Martha Ndung’u, PharmD, assistant clinical professor of pharmacy practice, is passionate about promoting health literacy in minority communities. Originally from Kenya, she has traveled to 12 countries and 29 states. Her travels have shaped her as a health care professional and led her focus on global health.
“In my research, I try to analyze needs assessments to efficiently use and implement programs and resources to enhance the patient experience and increase health literacy in historically under-served populations,” said Dr. Ndung’u.
She has reflected on her experience as a pharmacy student immersed in the Namibian health care system, researched the self-care approach of diabetic patients in Honduras and studied health care perceptions among sub-Saharan African immigrants in the United States.

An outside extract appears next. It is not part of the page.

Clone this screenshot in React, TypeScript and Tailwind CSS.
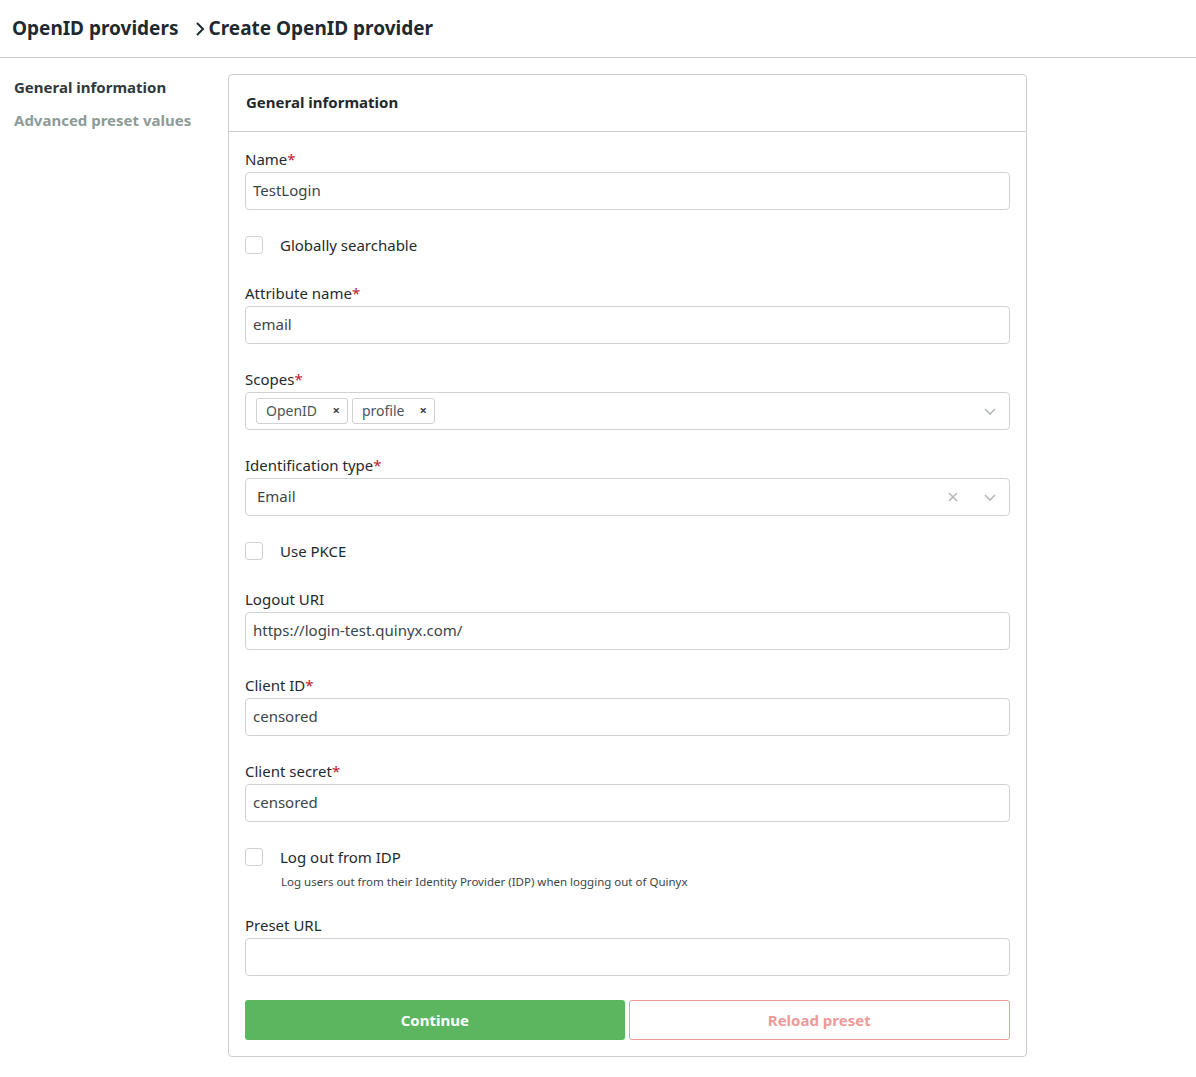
import React from 'react';

const font = { fontFamily: '"Noto Sans", Lato, sans-serif' };

function Label({ text, required }: { text: string; required?: boolean }) {
  return (
    <div className="h-[22px] text-[15px] leading-[22px] text-[#1f2a2e]">
      {text}
      {required && <span className="text-[#c5162e]">*</span>}
    </div>
  );
}

function TextField({ label, value, required, first }: { label: string; value: string; required?: boolean; first?: boolean }) {
  return (
    <div className={first ? '' : 'mt-[24px]'}>
      <Label text={label} required={required} />
      <div className="mt-[2px] flex h-[38px] items-center rounded-[4px] border border-[#cfd4d3] px-[7px] pb-[2px] text-[15px] text-[#3a4548]">
        {value}
      </div>
    </div>
  );
}

function Check({ label }: { label: string }) {
  return (
    <div className="mt-[24px] flex h-[22px] items-center">
      <div className="h-[18px] w-[18px] rounded-[3px] border border-[#cfd4d3] bg-white" />
      <span className="ml-[17px] text-[15px] text-[#1f2a2e]">{label}</span>
    </div>
  );
}

function Chevron() {
  return (
    <svg width="14" height="14" viewBox="0 0 14 14" className="text-[#b5b9b9]">
      <path d="M2 5l5 5 5-5" fill="none" stroke="currentColor" strokeWidth="1.6" />
    </svg>
  );
}

function Tag({ text, w }: { text: string; w: string }) {
  return (
    <div className={`flex h-[26px] items-center justify-between rounded-[3px] border border-[#cfd4d3] pb-[1px] pl-[9px] pr-[7px] text-[14px] text-[#4a5558] ${w}`}>
      <span>{text}</span>
      <span className="text-[13px] font-bold text-[#3a4548]">×</span>
    </div>
  );
}

export default function App() {
  return (
    <div className="min-h-[1077px] bg-white" style={font}>
      <header className="flex h-[58px] items-center border-b border-[#c9cfcf] pl-[12px] text-[19px] font-bold text-[#1f2a2e]">
        <span>OpenID providers</span>
        <svg width="10" height="16" viewBox="0 0 10 16" className="ml-[16px] mr-[4px]">
          <path d="M2 2l6 6-6 6" fill="none" stroke="#1f2a2e" strokeWidth="2" />
        </svg>
        <span>Create OpenID provider</span>
      </header>

      <div className="flex pt-[16px]">
        <nav className="w-[228px] shrink-0 pl-[14px] pt-[2px] text-[15px] font-bold">
          <div className="leading-[22px] text-[#2e3a3e]">General information</div>
          <div className="mt-[11px] leading-[22px] text-[#8d9b99]">Advanced preset values</div>
        </nav>

        <section className="w-[799px] rounded-[4px] border border-[#c9cfcf]">
          <div className="flex h-[57px] items-center border-b border-[#c9cfcf] px-[17px] pb-[2px] text-[15px] font-bold text-[#1f2a2e]">
            General information
          </div>
          <div className="px-[16px] pb-[16px] pt-[16px]">
            <TextField first label="Name" required value="TestLogin" />
            <Check label="Globally searchable" />
            <div className="mt-[26px]">
              <Label text="Attribute name" required />
              <div className="mt-[2px] flex h-[38px] items-center rounded-[4px] border border-[#cfd4d3] px-[7px] pb-[2px] text-[15px] text-[#3a4548]">
                email
              </div>
            </div>

            <div className="mt-[24px]">
              <Label text="Scopes" required />
              <div className="mt-[2px] flex h-[38px] items-center rounded-[4px] border border-[#cfd4d3] pl-[10px] pr-[12px]">
                <div className="flex flex-1 gap-[4px]">
                  <Tag text="OpenID" w="w-[92px]" />
                  <Tag text="profile" w="w-[83px]" />
                </div>
                <Chevron />
              </div>
            </div>

            <div className="mt-[24px]">
              <Label text="Identification type" required />
              <div className="mt-[2px] flex h-[38px] items-center rounded-[4px] border border-[#cfd4d3] pl-[11px] pr-[12px] text-[15px] text-[#3a4548]">
                <span className="flex-1 pb-[2px]">Email</span>
                <svg width="12" height="12" viewBox="0 0 12 12" className="mr-[24px]">
                  <path d="M2 2l8 8M10 2l-8 8" stroke="#b5b9b9" strokeWidth="1.6" />
                </svg>
                <Chevron />
              </div>
            </div>

            <Check label="Use PKCE" />
            <div className="mt-[26px]">
              <Label text="Logout URI" />
              <div className="mt-[2px] flex h-[38px] items-center rounded-[4px] border border-[#cfd4d3] px-[7px] pb-[2px] text-[15px] text-[#3a4548]">
                https://login-test.quinyx.com/
              </div>
            </div>
            <TextField label="Client ID" required value="censored" />
            <TextField label="Client secret" required value="censored" />

            <Check label="Log out from IDP" />
            <div className="ml-[36px] mt-[6px] text-[11.5px] leading-[16px] text-[#3a4548]">
              Log users out from their Identity Provider (IDP) when logging out of Quinyx
            </div>

            <TextField label="Preset URL" value="" />

            <div className="mt-[24px] flex gap-[4px]">
              <button className="h-[40px] flex-1 rounded-[3px] bg-[#5cb660] text-[15px] font-bold text-white">
                Continue
              </button>
              <button className="h-[40px] flex-1 rounded-[3px] border border-[#ee9a9a] bg-white text-[15px] font-bold text-[#ef9a9a]">
                Reload preset
              </button>
            </div>
          </div>
        </section>
      </div>
    </div>
  );
}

“In my research, I try to analyze needs assessments to efficiently use and implement programs and resources to enhance the patient experience and increase health literacy in historically under-served populations.”
She earned her doctor of pharmacy with an emphasis on global health from the University of Pittsburgh. She completed a PGY-1 primary care residency at Touro University in partnership with LifeLong Medical Care, a Federally Qualified Health Center in Oakland.
The opportunity to teach in a clinical setting led her to Pacific. What she loves about Pacific is the supportive, family-like environment. “I’m excited to work with students engaged in an accelerated program, which is a huge commitment on their part,” she said.
One of the first things one notices about Dr. Ndung’u is her sense of humor. She admits that activities requiring good hand-eye coordination are not her strong suit. Growing up she was an avid reader and she still enjoys spending time absorbed in a good book. She is also a runner and a foodie. Dr. Ndung’u has a passion for serving her community and has volunteered at the Alameda Community Food Bank.